A nation is dreamed and then carefully, deliberately, consciously designed and built. No people in history have ever “eaten” their way into a nation. If Nigeria were a true nation—or even one with prospects—we would all have been concerned with working hard to lift it to great heights. We would have been bakers, baking Nigeria into a grand cake, not just devourers bent on cornering ever-larger slices of the Nigerian cake.

Truth be told, the Igbo appeared the most committed of any group to the idea of realizing Nigeria. They dispersed to all corners of Nigeria and threw down roots. Wherever they settled, they built homes and learned the language and opened businesses or began careers as civil servants. They seemed to have taken more seriously than most the summons to inspirit Nigeria with national consciousness.

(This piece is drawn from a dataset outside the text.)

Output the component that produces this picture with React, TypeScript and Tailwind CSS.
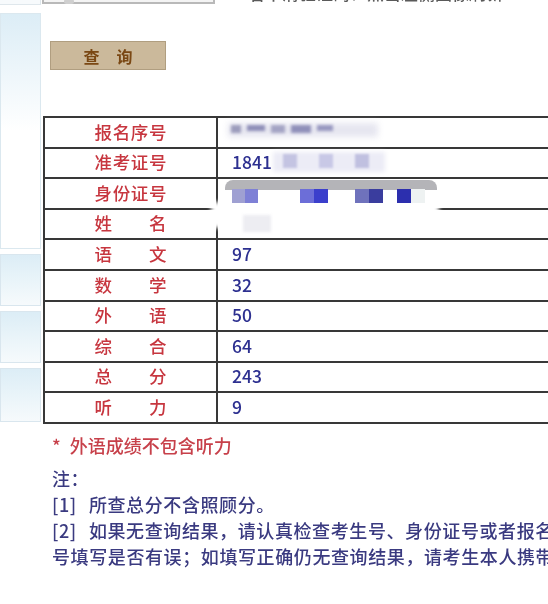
const labels = ['报名序号', '准考证号', '身份证号', '姓名', '语文', '数学', '外语', '综合', '总分', '听力']
const scores: Record<string, string> = {
  语文: '97',
  数学: '32',
  外语: '50',
  综合: '64',
  总分: '243',
  听力: '9',
}

function Label({ text }: { text: string }) {
  return (
    <span className="mx-auto flex w-[72px] justify-between">
      {text.split('').map((c, i) => (
        <span key={i}>{c}</span>
      ))}
    </span>
  )
}

function SidePanel({ h }: { h: string }) {
  return (
    <div
      className={`${h} mt-[5px] border border-[#d9e6ee] bg-gradient-to-b from-[#dcedf6] via-[#e9f4f9] to-[#f6fafc]`}
    />
  )
}

export default function App() {
  return (
    <div className="flex h-[604px] w-[548px] overflow-hidden bg-white blur-[0.35px] [font-family:'Noto_Sans_CJK_SC','Noto_Sans',sans-serif]">
      {/* 左侧菜单栏 */}
      <aside className="flex w-[41px] shrink-0 flex-col">
        <div className="h-[5px] border-b border-r border-[#dfe7ec] bg-[#f7fafc]" />
        <div className="mt-[8px] h-[236px] border border-[#dbe8ef] bg-gradient-to-b from-[#dcedf6] via-white to-white" />
        <SidePanel h="h-[52px]" />
        <SidePanel h="h-[52px]" />
        <SidePanel h="h-[54px]" />
      </aside>

      <main className="min-w-0 flex-1 overflow-hidden">
        {/* 验证码输入行 */}
        <div className="-mt-[14px] flex h-[18px] items-end">
          <div className="relative ml-[1px] h-[17px] w-[173px] border-2 border-[#b9b9b9] bg-[#f4f4f4]">
            <div className="absolute bottom-[-2px] left-[20px] h-[5px] w-[10px] rounded-full bg-[#cfcfcf]" />
          </div>
          <p className="ml-[33px] whitespace-nowrap text-[17px] font-medium leading-[22px] text-[#5a5a5a]">
            看不清验证码？点击左侧图像刷新
          </p>
        </div>

        <button className="ml-[9px] mt-[37px] flex h-[29px] w-[116px] items-center justify-center border border-[#b09e80] bg-[#cbb99b] text-[16px] font-bold tracking-[17px] text-[#7a4814]">
          <span className="pl-[17px]">查询</span>
        </button>

        <div className="relative ml-[2px] mt-[46px]">
          <table className="w-[540px] border-collapse text-[17.5px] font-medium">
            <tbody>
              {labels.map((l) => (
                <tr key={l} className="h-[30.6px]">
                  <td className="w-[173px] border-2 border-[#383838] p-0 pb-[2px] leading-none text-[#c7363f]">
                    <Label text={l} />
                  </td>
                  <td className="border-2 border-[#383838] p-0 pb-[2px] pl-[14px] leading-none text-[#2d3090]">
                    {l === '准考证号' ? '1841' : scores[l] ?? ''}
                  </td>
                </tr>
              ))}
            </tbody>
          </table>

          {/* 打码区域 */}
          <div className="absolute left-[185px] top-[7px] h-[14px] w-[150px] bg-[#e6e6f0] blur-[3px]" />
          <div className="absolute left-[188px] top-[9px] flex gap-[6px] blur-[1.5px]">
            <div className="h-[8px] w-[10px] bg-[#9c9cbc]" />
            <div className="h-[6px] w-[18px] bg-[#8e8eb8]" />
            <div className="h-[8px] w-[14px] bg-[#a4a4c4]" />
            <div className="h-[8px] w-[20px] bg-[#9090ba]" />
            <div className="h-[6px] w-[16px] bg-[#9898c0]" />
          </div>
          <div className="absolute left-[230px] top-[36px] h-[20px] w-[112px] bg-[#ececf6] blur-[2px]" />
          <div className="absolute left-[240px] top-[38px] flex gap-[22px] blur-[1px]">
            <div className="h-[14px] w-[14px] bg-[#c4c4e2]" />
            <div className="h-[14px] w-[14px] bg-[#c8c8e6]" />
            <div className="h-[14px] w-[14px] bg-[#c0c0e0]" />
          </div>
          <div className="absolute left-[168px] top-[86px] h-[26px] w-[228px] bg-white blur-[2px]" />
          <div className="absolute left-[182px] top-[64px] h-[10px] w-[212px] rounded-t-[8px] bg-[#b4b4b8] blur-[0.6px]" />
          <div className="absolute left-[189px] top-[73px] flex blur-[0.6px]">
            <div className="h-[14px] w-[13px] bg-[#9fa0d2]" />
            <div className="h-[14px] w-[13px] bg-[#7e80d6]" />
            <div className="ml-[42px] h-[14px] w-[14px] bg-[#6c6ed8]" />
            <div className="h-[14px] w-[14px] bg-[#3b3fcc]" />
            <div className="ml-[27px] h-[14px] w-[14px] bg-[#6f72bc]" />
            <div className="h-[14px] w-[14px] bg-[#3a3d9e]" />
            <div className="ml-[14px] h-[14px] w-[14px] bg-[#2c2fae]" />
            <div className="h-[14px] w-[14px] bg-[#eef2f2]" />
          </div>
          <div className="absolute left-[200px] top-[99px] h-[17px] w-[28px] bg-[#ededf2] blur-[1.5px]" />
        </div>

        <div className="ml-[11px] mt-[8px] whitespace-nowrap text-[18px] font-medium leading-[26px]">
          <p className="text-[#c7404a]">
            <span className="mr-[9px]">*</span>外语成绩不包含听力
          </p>
          <div className="mt-[7px] tracking-[0.6px] text-[#3a3a80]">
            <p>注：</p>
            <p>
              [1]<span className="ml-[12px]">所查总分不含照顾分。</span>
            </p>
            <p>
              [2]<span className="ml-[12px]">如果无查询结果，请认真检查考生号、身份证号或者报名</span>
            </p>
            <p>号填写是否有误；如填写正确仍无查询结果，请考生本人携带准考证</p>
          </div>
        </div>
      </main>
    </div>
  )
}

The pogroms of the Igbo, especially in 1966 and 1967, exposed the fragility of the British-fangled space and amounted to a profound, blood-soaked repudiation of the Nigerian project. Consequently, Biafran secession became the most significant interrogation of the unformed, ill-formed, malformed project named Nigeria. Biafra was far from an idyll; it actually had its imperfections and contradictions, including the cooptation of the ethnic minorities of the Niger Delta. Even so, it was a charter for justice, a demand by a besieged people to be left alone to arrange their lives in a separate space, apart from their tormentors.

Nigerians had not taken time to audit the content of what they inherited from the British, but they were quite willing to sacrifice more than two million lives in a little more than thirty months in order to sustain their unexamined, British-made project. The Biafran aspiration—which was the first time a group had risen to question a colonial arrangement—was ultimately squelched, the better to uphold the inviolability of Nigeria.

Alas, the defeat of Biafra birthed monsters that have since menaced all of us, exposing the seams and fissures in a space that continues to pretend that a nation already exists within it.